In this study, A. donax had larger biomass, higher concentration of Zn/Cr, and more accumulation of Zn/Cr than M. sacchariflorus at the same situations, implying that A. donax performed much better than M. sacchariflorus in the phytoremediation of Zn/Cr contamination. Additionally, we found that the two grasses had higher tolerance and better performance in Zn-contaminated soil compared to Cr-contaminated soil, especially at a low concentration range.

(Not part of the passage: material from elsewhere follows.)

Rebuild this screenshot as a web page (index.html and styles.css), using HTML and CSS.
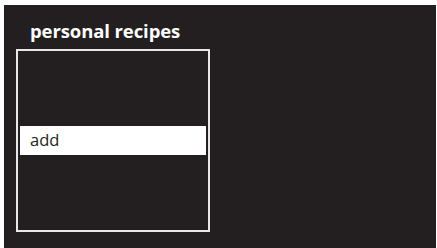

To our knowledge, this result is reasonable because Zn is an essential element for plants (improving plant growth at low concentration) and the only metal represented in the six enzyme classes (Broadley et al. 2007), whereas Cr has no such effects on plant growth (Shanker et al. 2005).

5 Conclusions

The pot experiments were conducted in this study to quantify the performance of A. donax and M. sacchariflorus in the phytoremediation of Zn-/Cr-contaminated soil through their tolerance and accumulating ability at a high concentration range of 0–2,000 mg kg−1. The results showed that (1) the biomass and root length of the two grasses were firstly increased and then kept stable or slightly decreased with increasing soil Zn/Cr concentration, implying that the two grasses had strong tolerance to Zn/Cr contamination; (2) the Zn/Cr concentration in the grass roots was two to seven times of that in the shoots, and both of them were significantly positively correlated with the Zn/Cr concentration in soil (r > 0.89, p < 0.04); (3) the accumulation of Zn/Cr in the grass (shoots + roots) was firstly determined by their concentration in the shoots and then determined by the shoot biomass, indicating that most of the Zn/Cr could be removed from contaminated soil by harvesting the aboveground parts; (4) the accumulating amount of the two grasses for Zn were 17.5 and 12.1 mg plant−1, respectively, while the accumulating amounts for Cr were 3.9 and 2.9 mg plant−1, respectively. We concluded that both A. donax and M. sacchariflorus had high tolerance and accumulating ability for Zn and Cr, and therefore, they are promising candidates for the phytoremediation of Zn- and Cr-contaminated soil.